Task description: Select and copy out every line in the records containing "React".

Rows:
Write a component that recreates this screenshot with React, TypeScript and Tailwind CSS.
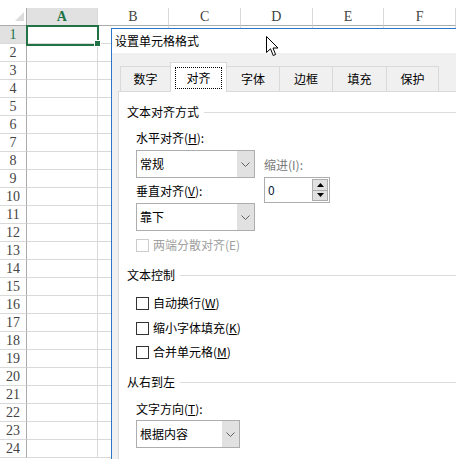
const colLetters = ["A", "B", "C", "D", "E", "F"];
const colClasses = ["w-[71px]", "w-[72px]", "w-[72px]", "w-[72px]", "w-[72px]", "w-[72px]"];
const rows = Array.from({ length: 24 }, (_, i) => i + 1);

function Chevron() {
  return (
    <svg width="9" height="5" viewBox="0 0 9 5">
      <path d="M0.5 0.5 L4.5 4.5 L8.5 0.5" fill="none" stroke="#606060" strokeWidth="1" />
    </svg>
  );
}

function Combo({ text, w }: { text: string; w: string }) {
  return (
    <div className={`flex h-[28px] ${w} border border-[#adadad] bg-white`}>
      <div className="flex flex-1 items-center pl-[3px]">{text}</div>
      <div className="flex w-[17px] items-center justify-center bg-[#e1e1e1]">
        <Chevron />
      </div>
    </div>
  );
}

function Check({ children, disabled }: { children: React.ReactNode; disabled?: boolean }) {
  return (
    <div className="flex h-[16px] items-center">
      <div
        className={`h-[13px] w-[13px] border bg-white ${disabled ? "border-[#cccccc]" : "border-[#333333]"}`}
      />
      <span className={`ml-[4px] ${disabled ? "text-[#a0a0a0]" : ""}`}>{children}</span>
    </div>
  );
}

function GroupLabel({ text }: { text: string }) {
  return (
    <div className="flex h-[16px] items-center">
      <span>{text}</span>
      <div className="ml-[5px] h-px flex-1 bg-[#dcdcdc]" />
    </div>
  );
}

const tabs = [
  { label: "数字", cls: "w-[50px] border-l" },
  { label: "对齐", cls: "w-[57px]", active: true },
  { label: "字体", cls: "w-[53px] border-r" },
  { label: "边框", cls: "w-[53px] border-r" },
  { label: "填充", cls: "w-[54px] border-r" },
  { label: "保护", cls: "w-[52px] border-r" },
];

export default function App() {
  return (
    <div className="relative h-[459px] w-[456px] overflow-hidden bg-white text-[12px] text-black font-['Noto_Sans_CJK_SC',sans-serif]">
      {/* sheet */}
      <div className="h-[8px]" />
      <div className="flex h-[18px] font-['Liberation_Serif',serif] text-[14px] text-[#444444]">
        <div className="relative w-[27px] border-r border-b border-[#ababab]">
          <svg className="absolute left-[15px] top-[4px]" width="9" height="9" viewBox="0 0 9 9">
            <path d="M9 0 L9 9 L0 9 Z" fill="#dcdcdc" />
          </svg>
        </div>
        {colLetters.map((c, i) => (
          <div
            key={c}
            className={`${colClasses[i]} flex items-center justify-center border-r border-b border-r-[#d9d9d9] border-b-[#ababab] ${
              i === 0 ? "bg-[#e1e1e1] font-bold text-[#217346]" : ""
            }`}
          >
            {c}
          </div>
        ))}
      </div>
      {rows.map((r) => (
        <div key={r} className="flex h-[18px]">
          <div
            className={`flex w-[27px] items-center justify-center border-r border-b border-r-[#ababab] border-b-[#d9d9d9] font-['Liberation_Serif',serif] text-[14px] ${
              r === 1 ? "bg-[#e1e1e1] text-[#217346]" : "text-[#444444]"
            }`}
          >
            {r}
          </div>
          {colClasses.map((w, i) => (
            <div key={i} className={`${w} border-r border-b border-[#d9d9d9]`} />
          ))}
        </div>
      ))}

      {/* selected cell */}
      <div className="absolute left-[26px] top-[25px] h-[21px] w-[73px] border-2 border-[#217346]" />
      <div className="absolute left-[94px] top-[40px] h-[7px] w-[7px] border border-white bg-[#217346]" />

      {/* dialog */}
      <div className="absolute left-[111px] top-[28px] flex h-[460px] w-[360px] flex-col border border-[#2b79c6] bg-[#f0f0f0]">
        <div className="flex h-[24px] items-center bg-white pl-[3px]">设置单元格格式</div>
        <div className="flex flex-1 flex-col pl-[6px] pt-[9px]">
          <div className="ml-[2px] flex h-[29px] items-end">
            {tabs.map((t) =>
              t.active ? (
                <div
                  key={t.label}
                  className={`${t.cls} relative z-10 -mb-px flex h-[30px] items-start justify-center border border-b-0 border-[#d9d9d9] bg-white pt-[4px]`}
                >
                  <div className="flex h-[22px] w-[47px] items-center justify-center border border-dotted border-black">
                    {t.label}
                  </div>
                </div>
              ) : (
                <div
                  key={t.label}
                  className={`${t.cls} flex h-[25px] items-center justify-center border-t border-[#d9d9d9]`}
                >
                  {t.label}
                </div>
              )
            )}
          </div>
          <div className="flex-1 border border-[#d9d9d9] bg-white pl-[8px] pt-[12px]">
            <GroupLabel text="文本对齐方式" />
            <div className="mt-[10px] flex pl-[9px]">
              <div className="flex flex-col">
                <div className="flex h-[16px] items-center">
                  水平对齐(<span className="underline">H</span>):
                </div>
                <div className="mt-[4px]">
                  <Combo text="常规" w="w-[119px]" />
                </div>
                <div className="mt-[5px] flex h-[16px] items-center">
                  垂直对齐(<span className="underline">V</span>):
                </div>
                <div className="mt-[4px]">
                  <Combo text="靠下" w="w-[119px]" />
                </div>
              </div>
              <div className="ml-[9px] mt-[27px] flex flex-col">
                <div className="flex h-[16px] items-center text-[#7a7a7a]">缩进(I):</div>
                <div className="mt-[4px] flex h-[26px] w-[66px] border border-[#adadad] bg-white">
                  <div className="flex flex-1 items-center pl-[3px] text-[#0a1a3a]">0</div>
                  <div className="my-px mr-px flex w-[16px] flex-col">
                    <div className="flex flex-1 items-center justify-center border border-[#adadad] bg-[#e1e1e1]">
                      <svg width="7" height="4" viewBox="0 0 7 4">
                        <path d="M0 4 L3.5 0 L7 4 Z" fill="#000" />
                      </svg>
                    </div>
                    <div className="flex flex-1 items-center justify-center border border-t-0 border-[#adadad] bg-[#e1e1e1]">
                      <svg width="7" height="4" viewBox="0 0 7 4">
                        <path d="M0 0 L7 0 L3.5 4 Z" fill="#000" />
                      </svg>
                    </div>
                  </div>
                </div>
              </div>
            </div>
            <div className="mt-[6px] pl-[9px]">
              <Check disabled>两端分散对齐(E)</Check>
            </div>

            <div className="mt-[14px]">
              <GroupLabel text="文本控制" />
            </div>
            <div className="mt-[12px] pl-[9px]">
              <Check>
                自动换行(<span className="underline">W</span>)
              </Check>
            </div>
            <div className="mt-[9px] pl-[9px]">
              <Check>
                缩小字体填充(<span className="underline">K</span>)
              </Check>
            </div>
            <div className="mt-[8px] pl-[9px]">
              <Check>
                合并单元格(<span className="underline">M</span>)
              </Check>
            </div>

            <div className="mt-[14px]">
              <GroupLabel text="从右到左" />
            </div>
            <div className="mt-[11px] flex h-[16px] items-center pl-[9px]">
              文字方向(<span className="underline">T</span>):
            </div>
            <div className="mt-[3px] pl-[9px]">
              <Combo text="根据内容" w="w-[104px]" />
            </div>
          </div>
        </div>
      </div>

      {/* mouse cursor */}
      <svg className="absolute left-[266px] top-[36px]" width="13" height="21" viewBox="0 0 13 21">
        <path
          d="M0.5 0.5 L0.5 16.5 L4.5 12.8 L7.2 19.5 L9.6 18.5 L7 12 L12 12 Z"
          fill="#ffffff"
          stroke="#000000"
          strokeWidth="1"
          strokeLinejoin="round"
        />
      </svg>
    </div>
  );
}
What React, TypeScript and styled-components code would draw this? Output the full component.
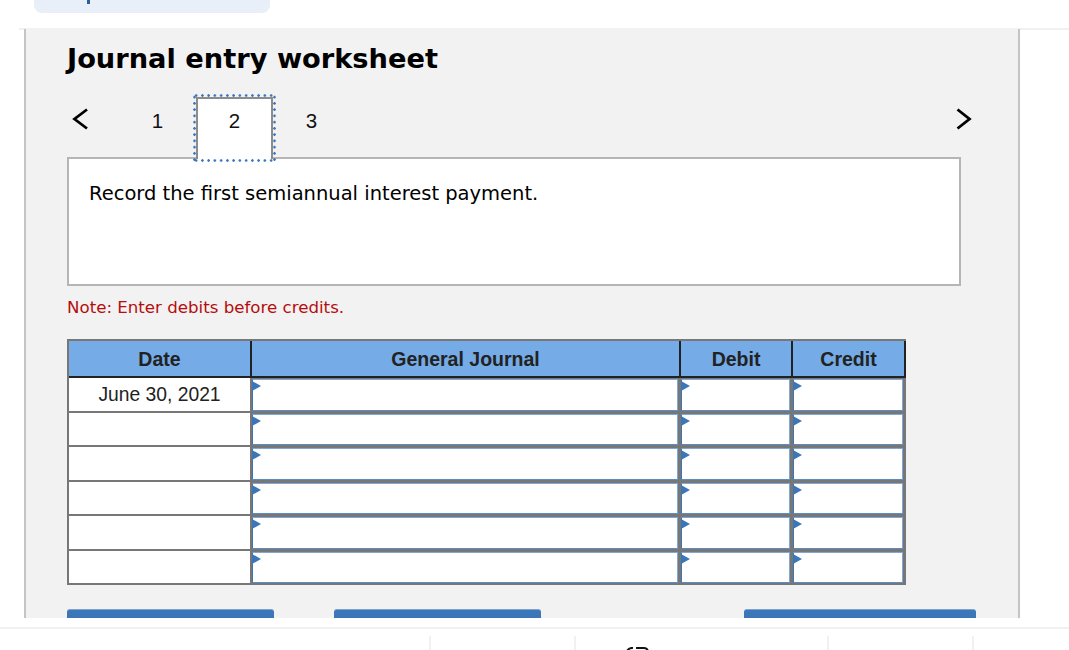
import React from "react";
import styled, { createGlobalStyle } from "styled-components";

const Global = createGlobalStyle`
  html, body { margin: 0; padding: 0; background: #fff; height: 650px; overflow: hidden; }
  * { box-sizing: border-box; }
`;

const Page = styled.div`
  width: 1069px;
  height: 650px;
  overflow: hidden;
  background: #fff;
  font-family: "DejaVu Sans", sans-serif;
  color: #000;
`;

const TopBar = styled.div`
  height: 28px;
  padding-left: 34px;
`;

const TopPill = styled.div`
  width: 236px;
  height: 13px;
  background: #e8eff8;
  border-radius: 0 0 8px 8px;
  padding-left: 53px;
`;

const TopStem = styled.div`
  width: 3px;
  height: 4px;
  background: #2a6099;
`;

const Rule = styled.div<{ $indent: number; $gap?: number }>`
  height: 2px;
  margin-left: ${(p) => p.$indent}px;
  margin-top: ${(p) => p.$gap ?? 0}px;
  background: #f1f1f1;
`;

const Panel = styled.main`
  width: 996px;
  height: 589px;
  margin: -1px 0 0 24px;
  padding: 0 42px 0 41px;
  overflow: hidden;
  background: #f2f2f2;
  border-left: 2px solid #c4c4c4;
  border-right: 2px solid #c4c4c4;
`;

const Title = styled.h2`
  margin: 0;
  height: 68px;
  padding-top: 13px;
  font-size: 27.25px;
  line-height: 33px;
  font-weight: 700;
`;

const TabRow = styled.div`
  display: flex;
  align-items: flex-start;
  height: 60px;
  position: relative;
  z-index: 1;
`;

const Chevron = styled.svg<{ $push?: boolean }>`
  flex: none;
  width: 16px;
  height: 24px;
  margin-top: 10px;
  margin-left: ${(p) => (p.$push ? "auto" : "5px")};
  margin-right: ${(p) => (p.$push ? "4px" : "0")};
`;

const Tabs = styled.div`
  display: flex;
  margin-left: 31px;
`;

const Tab = styled.div<{ $active?: boolean }>`
  position: relative;
  width: 77px;
  height: 62px;
  display: flex;
  justify-content: center;
  padding-top: 10px;
  font-family: "Liberation Sans", sans-serif;
  font-size: 20.5px;
  line-height: 23px;
  background: ${(p) => (p.$active ? "#fff" : "transparent")};
  border: 2px solid ${(p) => (p.$active ? "#8c8c8c" : "transparent")};
  border-bottom: 0;
  color: #111;

  &::after {
    content: "";
    display: ${(p) => (p.$active ? "block" : "none")};
    position: absolute;
    inset: -5px -5px -3px;
    pointer-events: none;
    background-image:
      radial-gradient(circle, #3a76b8 1px, transparent 1.5px),
      radial-gradient(circle, #3a76b8 1px, transparent 1.5px),
      radial-gradient(circle, #3a76b8 1px, transparent 1.5px),
      radial-gradient(circle, #3a76b8 1px, transparent 1.5px);
    background-size: 6.25px 3px, 6.25px 3px, 3px 6.25px, 3px 6.25px;
    background-repeat: repeat-x, repeat-x, repeat-y, repeat-y;
    background-position: left top, left bottom, left top, right top;
  }
`;

const Prompt = styled.section`
  width: 894px;
  height: 129px;
  padding: 22px 20px 0;
  background: #fff;
  border: 2px solid #b5b5b5;
  font-size: 19.5px;
  line-height: 26px;
`;

const Note = styled.p`
  margin: 0;
  height: 53px;
  padding-top: 12px;
  font-size: 16.65px;
  line-height: 20px;
  color: #b50d0d;
`;

const Sheet = styled.div`
  width: 839px;
  height: 246px;
  border-top: 2px solid #777;
  border-left: 2px solid #777;
  background: #777;
`;

const HeadRow = styled.div`
  display: grid;
  grid-template-columns: 183px 429px 112px 113px;
  height: 37px;
  background: #75abe6;
  border-bottom: 2px solid #222;
`;

const HeadCell = styled.div`
  display: flex;
  align-items: center;
  justify-content: center;
  padding-top: 1px;
  border-right: 2px solid #222;
  font-family: "Liberation Sans", sans-serif;
  font-size: 19.5px;
  font-weight: 700;
  color: #222;
`;

const Row = styled.div`
  display: grid;
  grid-template-columns: 183px 429px 112px 113px;
  height: 34.5px;
`;

const DateCell = styled.div`
  display: flex;
  align-items: center;
  justify-content: center;
  padding-top: 1px;
  margin: 0 2px 2px 0;
  background: #fff;
  font-family: "Liberation Sans", sans-serif;
  font-size: 19.3px;
  color: #222;
`;

const EntryCell = styled.div`
  position: relative;
  padding: 1px 3px 2px 0;
`;

const Entry = styled.div`
  height: 100%;
  background: #fff;
  border: 1px solid #3a76b8;
  border-top-color: #7fa8d8;
  border-right-color: #7fa8d8;
  border-bottom-color: #5a8cc8;
`;

const Flag = styled.span`
  position: absolute;
  left: 0;
  top: 3px;
  width: 0;
  height: 0;
  border-left: 9px solid #3a76b8;
  border-top: 5px solid transparent;
  border-bottom: 5px solid transparent;
`;

const Actions = styled.div`
  display: flex;
  margin-top: 24px;
`;

const Action = styled.button<{ $w: number; $gap: number }>`
  width: ${(p) => p.$w}px;
  height: 12px;
  margin-right: ${(p) => p.$gap}px;
  padding: 0;
  flex: none;
  border: 0;
  border-top: 1px solid #7fa3cc;
  border-radius: 3px 3px 0 0;
  background: #3a76b8;
`;

const Footer = styled.div`
  display: flex;
  height: 14px;
  margin-top: 7px;
`;

const FooterCell = styled.div<{ $w: number; $line?: boolean }>`
  flex: none;
  width: ${(p) => p.$w}px;
  border-left: ${(p) => (p.$line ? "2px solid #f1f1f1" : "none")};
  position: relative;
`;

const FooterGlyph = styled.svg`
  position: absolute;
  left: 50px;
  top: 11px;
  width: 23px;
  height: 4px;
`;

const rows = ["June 30, 2021", "", "", "", "", ""];

export default function App() {
  return (
    <Page>
      <Global />
      <TopBar>
        <TopPill>
          <TopStem />
        </TopPill>
      </TopBar>
      <Rule $indent={19} />
      <Panel>
        <Title>Journal entry worksheet</Title>
        <TabRow>
          <Chevron viewBox="0 0 16 24">
            <path d="M15 2.5 L2.5 12 L15 21.5" fill="none" stroke="#000" strokeWidth="2.8" />
          </Chevron>
          <Tabs>
            <Tab>1</Tab>
            <Tab $active>2</Tab>
            <Tab>3</Tab>
          </Tabs>
          <Chevron $push viewBox="0 0 16 24">
            <path d="M1.5 2.5 L13.5 12 L1.5 21.5" fill="none" stroke="#000" strokeWidth="2.8" />
          </Chevron>
        </TabRow>
        <Prompt>Record the first semiannual interest payment.</Prompt>
        <Note>Note: Enter debits before credits.</Note>
        <Sheet>
          <HeadRow>
            <HeadCell>Date</HeadCell>
            <HeadCell>General Journal</HeadCell>
            <HeadCell>Debit</HeadCell>
            <HeadCell>Credit</HeadCell>
          </HeadRow>
          {rows.map((date, i) => (
            <Row key={i}>
              <DateCell>{date}</DateCell>
              {[0, 1, 2].map((c) => (
                <EntryCell key={c}>
                  <Entry />
                  <Flag />
                </EntryCell>
              ))}
            </Row>
          ))}
        </Sheet>
        <Actions>
          <Action $w={207} $gap={60} />
          <Action $w={207} $gap={203} />
          <Action $w={232} $gap={0} />
        </Actions>
      </Panel>
      <Rule $indent={0} $gap={9} />
      <Footer>
        <FooterCell $w={429} />
        <FooterCell $w={145} $line />
        <FooterCell $w={253} $line>
          <FooterGlyph viewBox="0 0 23 4">
            <path d="M1 4 Q3 0.5 7 1 M10 1 H18 Q21 1 22 4" fill="none" stroke="#111" strokeWidth="2" />
          </FooterGlyph>
        </FooterCell>
        <FooterCell $w={145} $line />
        <FooterCell $w={96} $line />
      </Footer>
    </Page>
  );
}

Task answer:
Write a component that recreates this screenshot with React, TypeScript and Tailwind CSS.
function Check({ children, disabled }: { children: React.ReactNode; disabled?: boolean }) {
What React, TypeScript and styled-components code would draw this? Output the full component.
import React from "react";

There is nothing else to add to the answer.